De repente recordé una de las frases que siempre me habían impactado del ‘Diario de Ana Frank’… “No pienso en toda la miseria, sino en toda la belleza que aún permanece”, escribió la joven judía en su cautiverio.
Era evidente que Asher pensaba también en la belleza de la vida que permanece, siempre, y que ello le daba fuerzas, sin duda. Allí estaba, saboreando un dátil y recordando las palmeras de su viaje de novios.
Contento de escuchar el español, porque él ya no habló ‘ladino’ con sus hijos. Feliz con el sabor recuperado de un dátil y resuelto para comer otro más. Venció a la muerte y supo construir otra vida después de Auschwitz.
Perdió a sus padres en Auschwitz pero fue padre después del horror… Casi no podíamos ni imaginarnos a un hombre de aquella altura, con los 32 kilos que nos contó que pesaba cuando salió del temible campo de exterminio, una y mil veces maldito.
De repente, no sé cómo, ya habíamos llegado a Varsovia casi sin darnos cuenta, entre el dulzor de los dátiles y la amargura de lo vivido. Entre lágrimas pero también con la alegría de lo compartido… La vida en un instante.
Al llegar a Varsovia, Asher estaba tan feliz que nos presentó a su hijo, que lo esperaba en el andén. Muy alto también, no entendía qué retenía a su padre al pie de la vía.

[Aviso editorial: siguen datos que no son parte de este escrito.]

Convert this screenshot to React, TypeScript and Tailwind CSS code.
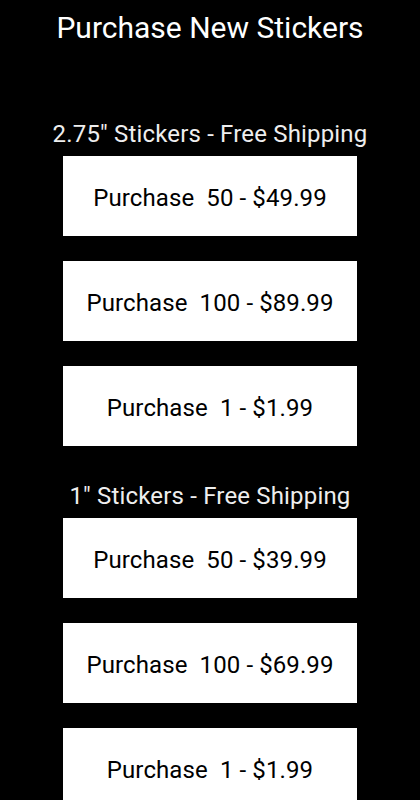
import React from "react";

const groups = [
  { title: '2.75" Stickers - Free Shipping', items: ["Purchase  50 - $49.99", "Purchase  100 - $89.99", "Purchase  1 - $1.99"] },
  { title: '1" Stickers - Free Shipping', items: ["Purchase  50 - $39.99", "Purchase  100 - $69.99", "Purchase  1 - $1.99"] },
];

export default function App() {
  return (
    <div className="min-h-screen bg-black flex flex-col items-center pt-[10px]" style={{ fontFamily: "Roboto, sans-serif" }}>
      <h1 className="text-[30px] leading-[36px] text-white font-normal">Purchase New Stickers</h1>
      <div className="flex flex-col items-center mt-[74px]">
        {groups.map((g, gi) => (
          <div key={gi} className={"flex flex-col items-center " + (gi > 0 ? "mt-[36px]" : "")}>
            <h2 className="text-[24px] leading-[28px] tracking-[0.17px] text-[#eeeeee] font-normal mb-[8px]">{g.title}</h2>
            <div className="flex flex-col gap-[25px]">
              {g.items.map((it, i) => (
                <button key={i} className="w-[294px] h-[80px] bg-white text-black text-[24px] leading-[28px] tracking-[0.1px] whitespace-pre flex items-center justify-center pt-[3px] shadow-[0_1px_1px_rgba(0,0,0,0.2)]">
                  {it}
                </button>
              ))}
            </div>
          </div>
        ))}
      </div>
    </div>
  );
}
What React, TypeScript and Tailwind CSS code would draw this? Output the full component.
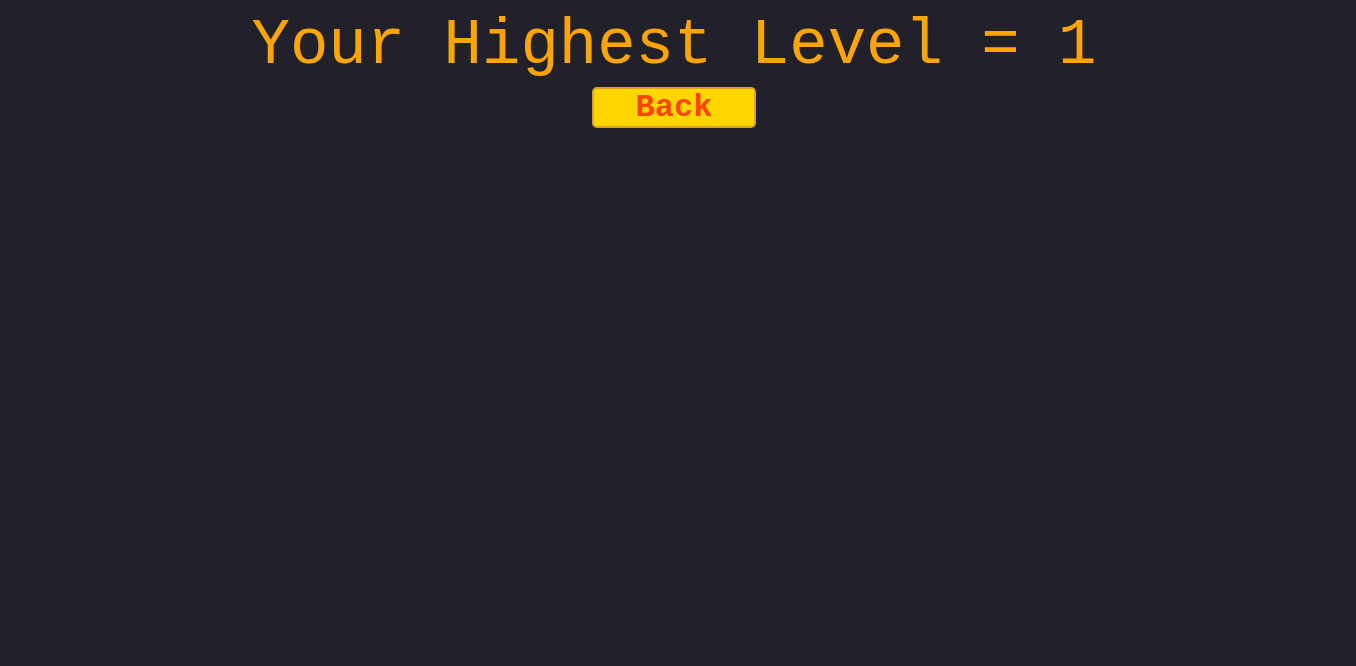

Asher no quería despedirse aún, y la verdad es que nosotros tampoco. Pidió a su hijo que nos recomendara un hotel, pues aún no teníamos, y resultó ser estupendo.
Encorvándose ligeramente, nos dio un abrazo y nos pidió, con los ojos bañados en lágrimas, que nos cuidáramos mucho y que siguiéramos viviendo intensamente. (Y que no perdiera nunca la sonrisa).
Yo me puse de puntillas para darle un beso y le regalé la bolsa con los dátiles que nos quedaban… Al regresar a casa, busqué el significado de su nombre en hebreo. Era felicidad.